I am trying to find the contiguous subarray within an array which has the largest sum. So, for the array

{5, 15, -30, 10, -5, 40, 10}

the maximum sum possible using those numbers contiguously would be 55, or (10 + (-5) + 40 + 10) = 55. The program below outputs the maximum sum of 55, however, the problem I am trying to figure out is how to print the sequence that produces this 55. In other words, how can I print out the 10, -5, 40, and 10?

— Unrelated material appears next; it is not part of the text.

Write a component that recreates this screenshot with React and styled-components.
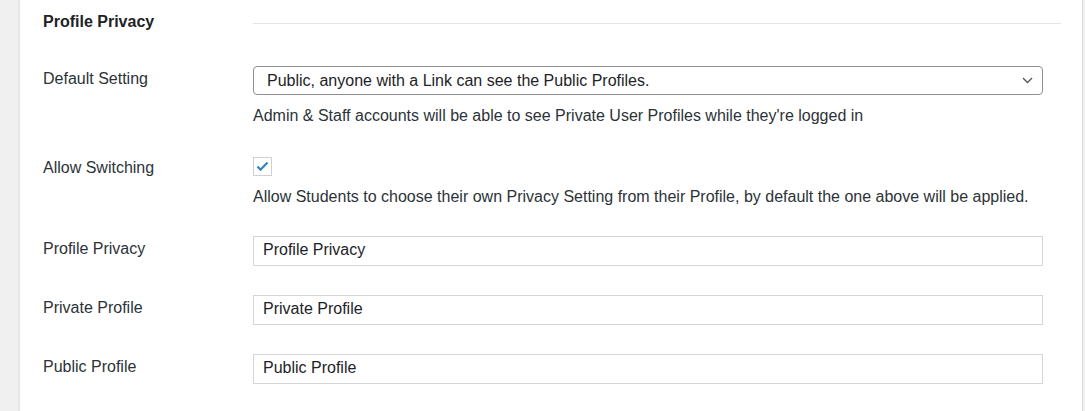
import React from 'react'
import styled, { createGlobalStyle } from 'styled-components'

const GlobalStyle = createGlobalStyle`
  html, body {
    margin: 0;
    padding: 0;
    background: #f0f0f1;
  }
  body {
    font-family: "Liberation Sans", Arial, Helvetica, sans-serif;
    font-size: 16px;
    color: #1d2327;
  }
`

const Page = styled.div`
  display: flex;
  height: 411px;
  overflow: hidden;
`

const Gutter = styled.div`
  width: 18px;
  flex: none;
  background: #f0f0f1;
  border-right: 2px solid #e6e6e6;
`

const Panel = styled.div`
  width: 1063px;
  flex: none;
  background: #fff;
  border-right: 1px solid #dcdcde;
  padding: 12px 0 0 23px;
  box-sizing: border-box;
`

const Row = styled.div`
  display: grid;
  grid-template-columns: 210px 790px;
  padding: ${p => p.$pad || '15px 0 14px'};
`

const Heading = styled.h2`
  margin: 0;
  font-size: 16px;
  font-weight: 700;
  line-height: 20px;
  color: #1d2327;
`

const Divider = styled.div`
  height: 1px;
  width: 808px;
  margin-top: 11px;
  background: #e5e5e5;
`

const Label = styled.label`
  padding-top: 3px;
  line-height: 20px;
  color: #2c3338;
`

const Field = styled.div`
  display: flex;
  flex-direction: column;
`

const SelectWrap = styled.div`
  position: relative;
  width: 790px;
  height: 29px;
`

const Select = styled.select`
  appearance: none;
  width: 100%;
  height: 29px;
  box-sizing: border-box;
  border: 1px solid #8c8f94;
  border-radius: 4px;
  background: #fff;
  padding: 0 30px 0 13px;
  font-family: inherit;
  font-size: 16px;
  color: #1d2327;
`

const Chevron = styled.svg`
  position: absolute;
  right: 10px;
  top: 11px;
  pointer-events: none;
`

const Description = styled.p`
  margin: 11px 0 0;
  line-height: 20px;
  color: #2c3338;
`

const Check = styled.span`
  display: flex;
  align-items: center;
  justify-content: center;
  width: 19px;
  height: 19px;
  margin-top: 2px;
  box-sizing: border-box;
  border: 1px solid #d0d0d2;
  background: #fff;
`

const TextInput = styled.input`
  width: 790px;
  height: 30px;
  box-sizing: border-box;
  border: 1px solid #d6d6d8;
  border-radius: 0;
  padding: 0 9px 3px;
  font-family: inherit;
  font-size: 16px;
  color: #1d2327;
  background: #fff;
  outline: none;
`

const textFields = [
  { label: 'Profile Privacy', value: 'Profile Privacy' },
  { label: 'Private Profile', value: 'Private Profile' },
  { label: 'Public Profile', value: 'Public Profile' },
]

export default function App() {
  return (
    <Page>
      <GlobalStyle />
      <Gutter />
      <Panel>
        <Row $pad="0 0 19px">
          <Heading>Profile Privacy</Heading>
          <Divider />
        </Row>

        <Row>
          <Label>Default Setting</Label>
          <Field>
            <SelectWrap>
              <Select defaultValue="public">
                <option value="public">Public, anyone with a Link can see the Public Profiles.</option>
                <option value="private">Private, only logged in users can see Profiles.</option>
              </Select>
              <Chevron width="11" height="7" viewBox="0 0 11 7">
                <path d="M1 1l4.5 4.5L10 1" fill="none" stroke="#50575e" strokeWidth="1.4" />
              </Chevron>
            </SelectWrap>
            <Description>
              Admin &amp; Staff accounts will be able to see Private User Profiles while they're logged in
            </Description>
          </Field>
        </Row>

        <Row>
          <Label>Allow Switching</Label>
          <Field>
            <Check>
              <svg width="13" height="11" viewBox="0 0 13 11">
                <path d="M1.5 5.5l3 3.2L11.5 1.5" fill="none" stroke="#2e86c1" strokeWidth="2.2" />
              </svg>
            </Check>
            <Description>
              Allow Students to choose their own Privacy Setting from their Profile, by default the one above will be applied.
            </Description>
          </Field>
        </Row>

        {textFields.map(f => (
          <Row key={f.label}>
            <Label>{f.label}</Label>
            <Field>
              <TextInput defaultValue={f.value} />
            </Field>
          </Row>
        ))}
      </Panel>
    </Page>
  )
}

public static void main(String[] args) {
    int[] arr = {5, 15, -30, 10, -5, 40, 10};

    System.out.println(maxSubsequenceSum(arr));         
}

public static int maxSubsequenceSum(int[] X) {
    int max = X[0];
    int sum = X[0];

    for (int i = 1; i < X.length; i++) {
        sum = Math.max(X[i], sum + X[i]);
        max = Math.max(max, sum);
    }
    return max;
}

I was thinking of creating an ArrayList to store the sum values at every index of i, so the ArrayList would look like (5, 20, -10, 10, 5, 45, 55). And then I was planning on clearing the ArrayList from index 0 to the first negative number in the list, however, this only solves the problem for this specific example, but if I change the original array of numbers, this solution won't work.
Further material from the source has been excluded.